10. Their Lordships regret they are unable to concur in the judgment of the High Court.
11. In 1845, when Ratan Singh abandoned Hinduism and adopted the Mahommedan faith, the rule laid down in Section 9, Regulation VII. of 1832, for decision in civil suits where the parties ranged against other each belonged to different persuasions, was in force in the Bengal Presidency. It declared in express terms that in such cases--
When one party shall be of the Hindoo and the other of the Mahommedan persuasion, or where one or other of the parties to the suit shall not be either of the Mohammedan or Hindoo persuasions, the laws of those religious shall not be permitted to operate to de[rove such party or parties of any property to which, but for the operation of such laws, they would have been entitled.
12. Act XXI. of 1850 extended the principle of Section 9, Regulation VII. of 1832, of the Bengal Code, throughout the territories subject to the government of the East India Company. After reciting the provisions of Section 9, and stating that it would be beneficial to extend its principle to the rest of British India it enacted that--
So much of any law or usage now in force within the territories subject to the Government of the East India Company, as inflicts on any parson forfeiture of rights or property, or may be held in any way to impair or affect any right of inheritance, by reason of his or her renouncing, or having been excluded from the communion of any religion, or being deprived of caste, shall cease to be enforced as Law in the Courts of the East India Company, and in the Courts established by Royal Charter within the said territories.
13. The intention in both enactments is perfectly clear; by declaring that the Hindu or Mahommedan law shall not be permitted to deprive any party not belonging to either of those persuasions of a right to property, or that any law or usage which inflicts forfeiture of rights or property by reason of any person renouncing his or her religion, shall not be enforced, the legislature virtually set aside the provisions of the Hindu law which penalizes renunciation of religion or exclusion from caste.
14. The effect of the legislation of 1832 and 1850 was that on Ratan Singh's abandonment of Hinduism, Daulat Singh did not acquire any enforceable right to his father's share in the joint family property which he could either assert himself or transmit to his heirs for enforcement in a British Court of Justice.
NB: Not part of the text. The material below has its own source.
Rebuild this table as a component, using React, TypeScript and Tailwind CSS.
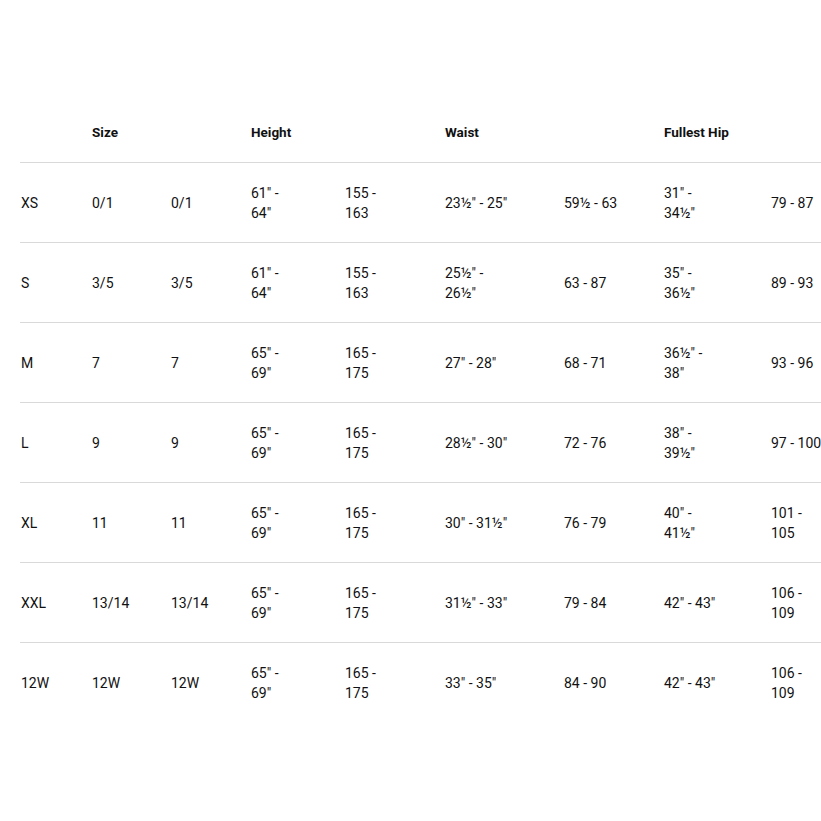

15. In the view their Lordships take of this branch of the case it is not necessary to discuss the question of limitation raised by the defendants. But it may be observed that whatever right Daulat acquired under the Hindu law to the share of his father came into existence in 1845 on the conversion of the latter to the Mahommedan religion. No suit could be brought, even if the enactments referred to above had permitted it, to enforce the right after the lapse of twelve years 'from the time the cause of action arose' (Section 12, Act XIV of 1859). Nothing in Article 142 of Act IX of 1871 or of Article 141 of Act XV of 1877 could lead to the revival of a right that had already become barred. In this connection their Lordships would refer to the judgment of this Committee in the case of Hurrinath Chatterji v. Mohunt Mothoor Mohun Goswami (1898) L.R. 20 IndAp 183 where it was pointed out that 'the intention of the law of limitation is, not to give a right where there is not one, but to interpose a bar after a certain period to a suit to enforce an existing right.'
16. Such was the relative position of the parties in 1860, when the compromise was entered into. The heirs of Daulat had no existing enforceable right to the share of Ratan Singh, and the entire property was recorded in the name of his widow. Under these circumstances the parties, under the advice of the District Officer, instead of engaging in a long litigation, arrived at a mutual settlement of their claims. The real nature of the compromise is well expressed in a judgment of the High Court of the North-West Provinces in 1868 in the suit of Mewa Kunwar against her sister Chhattar Kunwar's husband (1868) 4 N.W.P.H.C.E. 84. The learned Judges say as follows:--
The true character of the transaction appears to us to hate been a settlement between the several members of the family of their disputes, each one relinquishing all claim in respect of all property in dispute other than that falling to his share, and recognizing the right of the others as they had previously asserted it to the portion allotted to them respectively. It was in this light, rather than as conferring a new distinct title on each other, that the parties themselves seem to have regarded the arrangement, and we think that it is the duty of the Courts to uphold and give full effect to such an arrangement.
17. Their Lordships have no hesitation in adopting that view. The true test to apply to a transaction which is challenged by the reversioners as an alienation not binding on them is, whether the alienee derives title from the holder of the limited interest or life-tenant. In the present case Khairati Lall acquired no right from the daughters of Daulat, for ' theft compromise' to use their Lordships' language in Rani Mewa Kunwar v. Rani Hulas Kunwar (1874) L. R.1 IndAp 166, ' is based on the assumption that there was an antecedent title of some kind in the parties, and the agreement acknowledges and defines what that title is.'
18. In their Lordships' judgment the decisions on the authority of which the learned Judges of the High Court have held the compromise not to bind the plaintiffs, are not applicable to the present case.
19. On the whole their Lordships are of opinion that the judgment and decrees of the High Court of Allahabad should be reversed and those of the Subordinate Judge restored, and they will humbly advise His Majesty accordingly.
20. The respondents will pay the costs of this appeal and of the appeal in the High Court.